Source material:
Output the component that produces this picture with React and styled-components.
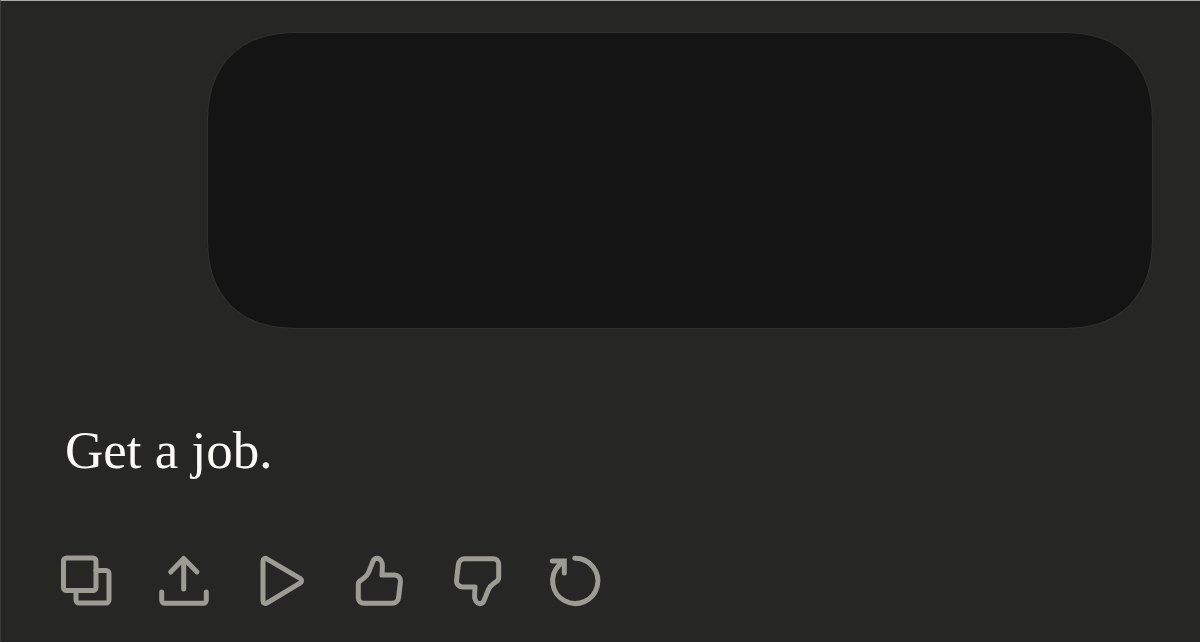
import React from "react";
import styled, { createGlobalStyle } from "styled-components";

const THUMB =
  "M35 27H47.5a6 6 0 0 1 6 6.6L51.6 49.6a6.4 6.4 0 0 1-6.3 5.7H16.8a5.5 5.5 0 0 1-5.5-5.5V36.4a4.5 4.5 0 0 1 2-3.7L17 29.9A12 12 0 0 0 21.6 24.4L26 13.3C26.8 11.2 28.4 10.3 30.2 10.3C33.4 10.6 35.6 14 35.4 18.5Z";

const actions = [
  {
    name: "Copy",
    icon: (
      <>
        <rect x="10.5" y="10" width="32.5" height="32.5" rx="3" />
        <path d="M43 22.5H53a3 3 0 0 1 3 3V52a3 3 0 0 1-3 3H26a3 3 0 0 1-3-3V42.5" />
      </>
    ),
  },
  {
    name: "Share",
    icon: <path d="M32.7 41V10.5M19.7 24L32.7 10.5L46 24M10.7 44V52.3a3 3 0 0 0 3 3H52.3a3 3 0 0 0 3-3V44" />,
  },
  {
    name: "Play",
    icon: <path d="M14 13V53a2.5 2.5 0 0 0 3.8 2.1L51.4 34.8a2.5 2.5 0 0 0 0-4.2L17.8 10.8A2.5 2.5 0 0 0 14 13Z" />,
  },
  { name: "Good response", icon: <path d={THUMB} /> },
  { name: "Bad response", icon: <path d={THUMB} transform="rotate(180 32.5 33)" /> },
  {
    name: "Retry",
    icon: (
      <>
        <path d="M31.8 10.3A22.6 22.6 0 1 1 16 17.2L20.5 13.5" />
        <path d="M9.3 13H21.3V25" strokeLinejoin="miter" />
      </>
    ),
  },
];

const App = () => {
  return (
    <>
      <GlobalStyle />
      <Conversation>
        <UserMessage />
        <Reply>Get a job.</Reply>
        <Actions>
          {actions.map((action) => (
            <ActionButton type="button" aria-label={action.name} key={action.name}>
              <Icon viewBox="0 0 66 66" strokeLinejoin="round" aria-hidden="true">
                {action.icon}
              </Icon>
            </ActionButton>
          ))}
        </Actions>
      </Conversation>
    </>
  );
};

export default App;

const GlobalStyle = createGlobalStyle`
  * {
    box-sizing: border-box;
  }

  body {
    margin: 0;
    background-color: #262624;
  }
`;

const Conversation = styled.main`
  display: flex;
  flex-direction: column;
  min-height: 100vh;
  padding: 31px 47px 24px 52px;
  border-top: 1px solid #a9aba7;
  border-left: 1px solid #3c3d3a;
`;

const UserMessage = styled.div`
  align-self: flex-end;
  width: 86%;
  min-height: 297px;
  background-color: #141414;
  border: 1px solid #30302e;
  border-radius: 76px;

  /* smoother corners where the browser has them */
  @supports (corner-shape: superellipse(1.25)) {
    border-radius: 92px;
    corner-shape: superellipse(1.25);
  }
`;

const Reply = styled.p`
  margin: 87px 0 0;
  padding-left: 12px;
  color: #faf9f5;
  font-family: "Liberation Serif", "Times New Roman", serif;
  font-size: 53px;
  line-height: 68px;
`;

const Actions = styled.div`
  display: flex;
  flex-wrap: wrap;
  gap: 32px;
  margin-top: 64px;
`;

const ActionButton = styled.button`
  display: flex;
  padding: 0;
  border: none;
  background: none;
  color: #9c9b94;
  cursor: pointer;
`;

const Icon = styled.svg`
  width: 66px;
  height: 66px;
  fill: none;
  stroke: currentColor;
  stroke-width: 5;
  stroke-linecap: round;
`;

Task prompt:
Each line above is to be copied verbatim. Drop any image from the copy.

Solution to this problem:
Output the component that produces this picture with React and styled-components.
import React from "react";
import styled, { createGlobalStyle } from "styled-components";

const THUMB =
  "M35 27H47.5a6 6 0 0 1 6 6.6L51.6 49.6a6.4 6.4 0 0 1-6.3 5.7H16.8a5.5 5.5 0 0 1-5.5-5.5V36.4a4.5 4.5 0 0 1 2-3.7L17 29.9A12 12 0 0 0 21.6 24.4L26 13.3C26.8 11.2 28.4 10.3 30.2 10.3C33.4 10.6 35.6 14 35.4 18.5Z";

const actions = [
  {
    name: "Copy",
    icon: (
      <>
        <rect x="10.5" y="10" width="32.5" height="32.5" rx="3" />
        <path d="M43 22.5H53a3 3 0 0 1 3 3V52a3 3 0 0 1-3 3H26a3 3 0 0 1-3-3V42.5" />
      </>
    ),
  },
  {
    name: "Share",
    icon: <path d="M32.7 41V10.5M19.7 24L32.7 10.5L46 24M10.7 44V52.3a3 3 0 0 0 3 3H52.3a3 3 0 0 0 3-3V44" />,
  },
  {
    name: "Play",
    icon: <path d="M14 13V53a2.5 2.5 0 0 0 3.8 2.1L51.4 34.8a2.5 2.5 0 0 0 0-4.2L17.8 10.8A2.5 2.5 0 0 0 14 13Z" />,
  },
  { name: "Good response", icon: <path d={THUMB} /> },
  { name: "Bad response", icon: <path d={THUMB} transform="rotate(180 32.5 33)" /> },
  {
    name: "Retry",
    icon: (
      <>
        <path d="M31.8 10.3A22.6 22.6 0 1 1 16 17.2L20.5 13.5" />
        <path d="M9.3 13H21.3V25" strokeLinejoin="miter" />
      </>
    ),
  },
];

const App = () => {
  return (
    <>
      <GlobalStyle />
      <Conversation>
        <UserMessage />
        <Reply>Get a job.</Reply>
        <Actions>
          {actions.map((action) => (
            <ActionButton type="button" aria-label={action.name} key={action.name}>
              <Icon viewBox="0 0 66 66" strokeLinejoin="round" aria-hidden="true">
                {action.icon}
              </Icon>
            </ActionButton>
          ))}
        </Actions>
      </Conversation>
    </>
  );
};

export default App;

const GlobalStyle = createGlobalStyle`
  * {
    box-sizing: border-box;
  }

  body {
    margin: 0;
    background-color: #262624;
  }
`;

const Conversation = styled.main`
  display: flex;
  flex-direction: column;
  min-height: 100vh;
  padding: 31px 47px 24px 52px;
  border-top: 1px solid #a9aba7;
  border-left: 1px solid #3c3d3a;
`;

const UserMessage = styled.div`
  align-self: flex-end;
  width: 86%;
  min-height: 297px;
  background-color: #141414;
  border: 1px solid #30302e;
  border-radius: 76px;

  /* smoother corners where the browser has them */
  @supports (corner-shape: superellipse(1.25)) {
    border-radius: 92px;
    corner-shape: superellipse(1.25);
  }
`;

const Reply = styled.p`
  margin: 87px 0 0;
  padding-left: 12px;
  color: #faf9f5;
  font-family: "Liberation Serif", "Times New Roman", serif;
  font-size: 53px;
  line-height: 68px;
`;

const Actions = styled.div`
  display: flex;
  flex-wrap: wrap;
  gap: 32px;
  margin-top: 64px;
`;

const ActionButton = styled.button`
  display: flex;
  padding: 0;
  border: none;
  background: none;
  color: #9c9b94;
  cursor: pointer;
`;

const Icon = styled.svg`
  width: 66px;
  height: 66px;
  fill: none;
  stroke: currentColor;
  stroke-width: 5;
  stroke-linecap: round;
`;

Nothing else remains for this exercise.